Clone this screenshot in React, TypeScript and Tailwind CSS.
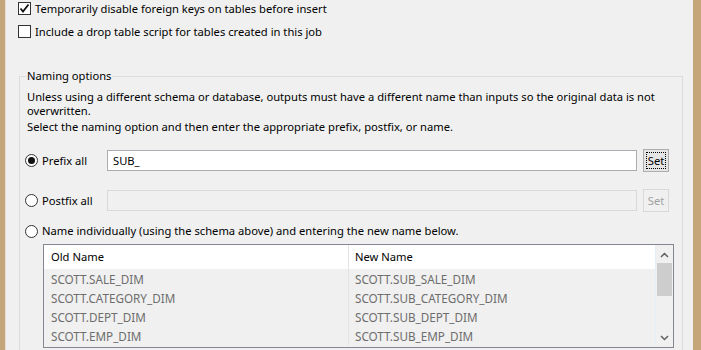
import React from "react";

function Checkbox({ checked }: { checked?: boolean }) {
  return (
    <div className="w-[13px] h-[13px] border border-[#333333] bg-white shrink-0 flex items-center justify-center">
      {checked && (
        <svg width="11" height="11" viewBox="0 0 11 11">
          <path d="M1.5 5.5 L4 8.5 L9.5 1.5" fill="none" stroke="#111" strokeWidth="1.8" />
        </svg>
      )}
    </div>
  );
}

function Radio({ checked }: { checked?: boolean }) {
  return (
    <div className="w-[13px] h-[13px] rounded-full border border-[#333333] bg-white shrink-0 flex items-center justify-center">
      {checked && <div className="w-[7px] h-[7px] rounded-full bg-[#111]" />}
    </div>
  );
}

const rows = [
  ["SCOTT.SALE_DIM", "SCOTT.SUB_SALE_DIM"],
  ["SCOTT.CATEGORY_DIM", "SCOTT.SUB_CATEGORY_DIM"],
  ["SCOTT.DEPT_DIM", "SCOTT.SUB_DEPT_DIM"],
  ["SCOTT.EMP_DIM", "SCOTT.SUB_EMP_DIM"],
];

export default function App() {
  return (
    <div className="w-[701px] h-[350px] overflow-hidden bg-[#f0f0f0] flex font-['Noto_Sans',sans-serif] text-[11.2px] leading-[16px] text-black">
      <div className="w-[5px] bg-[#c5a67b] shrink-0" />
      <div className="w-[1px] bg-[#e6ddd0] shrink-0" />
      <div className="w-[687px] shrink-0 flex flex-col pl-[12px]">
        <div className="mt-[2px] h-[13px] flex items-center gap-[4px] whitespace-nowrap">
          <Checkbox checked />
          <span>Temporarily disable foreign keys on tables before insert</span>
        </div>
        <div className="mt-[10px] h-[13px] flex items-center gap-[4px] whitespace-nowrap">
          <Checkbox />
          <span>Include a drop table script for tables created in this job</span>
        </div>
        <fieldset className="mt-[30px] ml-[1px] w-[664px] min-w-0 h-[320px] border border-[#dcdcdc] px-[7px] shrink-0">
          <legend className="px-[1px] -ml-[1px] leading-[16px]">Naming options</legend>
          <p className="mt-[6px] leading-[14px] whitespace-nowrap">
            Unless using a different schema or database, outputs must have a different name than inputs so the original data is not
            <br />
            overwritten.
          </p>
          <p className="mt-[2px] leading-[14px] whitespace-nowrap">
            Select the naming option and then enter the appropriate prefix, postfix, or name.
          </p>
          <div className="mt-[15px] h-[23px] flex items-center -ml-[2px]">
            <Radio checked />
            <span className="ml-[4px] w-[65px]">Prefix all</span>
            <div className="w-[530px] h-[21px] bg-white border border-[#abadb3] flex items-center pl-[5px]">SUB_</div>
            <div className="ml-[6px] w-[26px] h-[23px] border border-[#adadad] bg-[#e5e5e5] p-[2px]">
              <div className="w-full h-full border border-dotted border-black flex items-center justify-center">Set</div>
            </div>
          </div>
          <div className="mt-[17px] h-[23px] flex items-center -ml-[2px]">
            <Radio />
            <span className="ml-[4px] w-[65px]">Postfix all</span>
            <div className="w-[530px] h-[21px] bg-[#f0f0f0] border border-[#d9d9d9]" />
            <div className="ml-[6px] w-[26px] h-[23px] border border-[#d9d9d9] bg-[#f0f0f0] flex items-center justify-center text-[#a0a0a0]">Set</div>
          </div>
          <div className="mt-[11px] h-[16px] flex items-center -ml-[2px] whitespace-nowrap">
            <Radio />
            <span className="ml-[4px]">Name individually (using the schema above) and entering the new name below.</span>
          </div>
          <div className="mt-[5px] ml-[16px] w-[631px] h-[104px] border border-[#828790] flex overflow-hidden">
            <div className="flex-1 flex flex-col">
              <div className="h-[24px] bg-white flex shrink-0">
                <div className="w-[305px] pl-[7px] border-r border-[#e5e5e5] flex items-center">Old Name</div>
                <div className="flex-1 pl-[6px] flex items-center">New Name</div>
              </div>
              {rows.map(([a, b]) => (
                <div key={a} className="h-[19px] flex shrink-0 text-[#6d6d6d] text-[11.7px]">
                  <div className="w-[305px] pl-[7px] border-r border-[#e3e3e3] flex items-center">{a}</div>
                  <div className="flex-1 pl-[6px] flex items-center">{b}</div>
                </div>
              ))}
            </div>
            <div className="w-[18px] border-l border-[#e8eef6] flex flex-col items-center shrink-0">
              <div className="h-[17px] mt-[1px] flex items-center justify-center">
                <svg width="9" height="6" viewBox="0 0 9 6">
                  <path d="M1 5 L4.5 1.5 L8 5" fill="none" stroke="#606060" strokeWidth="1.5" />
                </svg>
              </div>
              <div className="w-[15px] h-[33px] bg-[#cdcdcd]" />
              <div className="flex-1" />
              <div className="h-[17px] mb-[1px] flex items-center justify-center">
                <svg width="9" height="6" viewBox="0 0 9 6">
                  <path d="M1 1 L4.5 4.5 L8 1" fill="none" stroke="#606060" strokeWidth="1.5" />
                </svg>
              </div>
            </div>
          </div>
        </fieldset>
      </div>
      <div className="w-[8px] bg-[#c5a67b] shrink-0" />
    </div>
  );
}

------------------------------------------------------------------------

OBJECTIVE
Transcribe the listing in full and omit the pictures.

FINAL RESULT
Clone this screenshot in React, TypeScript and Tailwind CSS.
import React from "react";

function Checkbox({ checked }: { checked?: boolean }) {
  return (
    <div className="w-[13px] h-[13px] border border-[#333333] bg-white shrink-0 flex items-center justify-center">
      {checked && (
        <svg width="11" height="11" viewBox="0 0 11 11">
          <path d="M1.5 5.5 L4 8.5 L9.5 1.5" fill="none" stroke="#111" strokeWidth="1.8" />
        </svg>
      )}
    </div>
  );
}

function Radio({ checked }: { checked?: boolean }) {
  return (
    <div className="w-[13px] h-[13px] rounded-full border border-[#333333] bg-white shrink-0 flex items-center justify-center">
      {checked && <div className="w-[7px] h-[7px] rounded-full bg-[#111]" />}
    </div>
  );
}

const rows = [
  ["SCOTT.SALE_DIM", "SCOTT.SUB_SALE_DIM"],
  ["SCOTT.CATEGORY_DIM", "SCOTT.SUB_CATEGORY_DIM"],
  ["SCOTT.DEPT_DIM", "SCOTT.SUB_DEPT_DIM"],
  ["SCOTT.EMP_DIM", "SCOTT.SUB_EMP_DIM"],
];

export default function App() {
  return (
    <div className="w-[701px] h-[350px] overflow-hidden bg-[#f0f0f0] flex font-['Noto_Sans',sans-serif] text-[11.2px] leading-[16px] text-black">
      <div className="w-[5px] bg-[#c5a67b] shrink-0" />
      <div className="w-[1px] bg-[#e6ddd0] shrink-0" />
      <div className="w-[687px] shrink-0 flex flex-col pl-[12px]">
        <div className="mt-[2px] h-[13px] flex items-center gap-[4px] whitespace-nowrap">
          <Checkbox checked />
          <span>Temporarily disable foreign keys on tables before insert</span>
        </div>
        <div className="mt-[10px] h-[13px] flex items-center gap-[4px] whitespace-nowrap">
          <Checkbox />
          <span>Include a drop table script for tables created in this job</span>
        </div>
        <fieldset className="mt-[30px] ml-[1px] w-[664px] min-w-0 h-[320px] border border-[#dcdcdc] px-[7px] shrink-0">
          <legend className="px-[1px] -ml-[1px] leading-[16px]">Naming options</legend>
          <p className="mt-[6px] leading-[14px] whitespace-nowrap">
            Unless using a different schema or database, outputs must have a different name than inputs so the original data is not
            <br />
            overwritten.
          </p>
          <p className="mt-[2px] leading-[14px] whitespace-nowrap">
            Select the naming option and then enter the appropriate prefix, postfix, or name.
          </p>
          <div className="mt-[15px] h-[23px] flex items-center -ml-[2px]">
            <Radio checked />
            <span className="ml-[4px] w-[65px]">Prefix all</span>
            <div className="w-[530px] h-[21px] bg-white border border-[#abadb3] flex items-center pl-[5px]">SUB_</div>
            <div className="ml-[6px] w-[26px] h-[23px] border border-[#adadad] bg-[#e5e5e5] p-[2px]">
              <div className="w-full h-full border border-dotted border-black flex items-center justify-center">Set</div>
            </div>
          </div>
          <div className="mt-[17px] h-[23px] flex items-center -ml-[2px]">
            <Radio />
            <span className="ml-[4px] w-[65px]">Postfix all</span>
            <div className="w-[530px] h-[21px] bg-[#f0f0f0] border border-[#d9d9d9]" />
            <div className="ml-[6px] w-[26px] h-[23px] border border-[#d9d9d9] bg-[#f0f0f0] flex items-center justify-center text-[#a0a0a0]">Set</div>
          </div>
          <div className="mt-[11px] h-[16px] flex items-center -ml-[2px] whitespace-nowrap">
            <Radio />
            <span className="ml-[4px]">Name individually (using the schema above) and entering the new name below.</span>
          </div>
          <div className="mt-[5px] ml-[16px] w-[631px] h-[104px] border border-[#828790] flex overflow-hidden">
            <div className="flex-1 flex flex-col">
              <div className="h-[24px] bg-white flex shrink-0">
                <div className="w-[305px] pl-[7px] border-r border-[#e5e5e5] flex items-center">Old Name</div>
                <div className="flex-1 pl-[6px] flex items-center">New Name</div>
              </div>
              {rows.map(([a, b]) => (
                <div key={a} className="h-[19px] flex shrink-0 text-[#6d6d6d] text-[11.7px]">
                  <div className="w-[305px] pl-[7px] border-r border-[#e3e3e3] flex items-center">{a}</div>
                  <div className="flex-1 pl-[6px] flex items-center">{b}</div>
                </div>
              ))}
            </div>
            <div className="w-[18px] border-l border-[#e8eef6] flex flex-col items-center shrink-0">
              <div className="h-[17px] mt-[1px] flex items-center justify-center">
                <svg width="9" height="6" viewBox="0 0 9 6">
                  <path d="M1 5 L4.5 1.5 L8 5" fill="none" stroke="#606060" strokeWidth="1.5" />
                </svg>
              </div>
              <div className="w-[15px] h-[33px] bg-[#cdcdcd]" />
              <div className="flex-1" />
              <div className="h-[17px] mb-[1px] flex items-center justify-center">
                <svg width="9" height="6" viewBox="0 0 9 6">
                  <path d="M1 1 L4.5 4.5 L8 1" fill="none" stroke="#606060" strokeWidth="1.5" />
                </svg>
              </div>
            </div>
          </div>
        </fieldset>
      </div>
      <div className="w-[8px] bg-[#c5a67b] shrink-0" />
    </div>
  );
}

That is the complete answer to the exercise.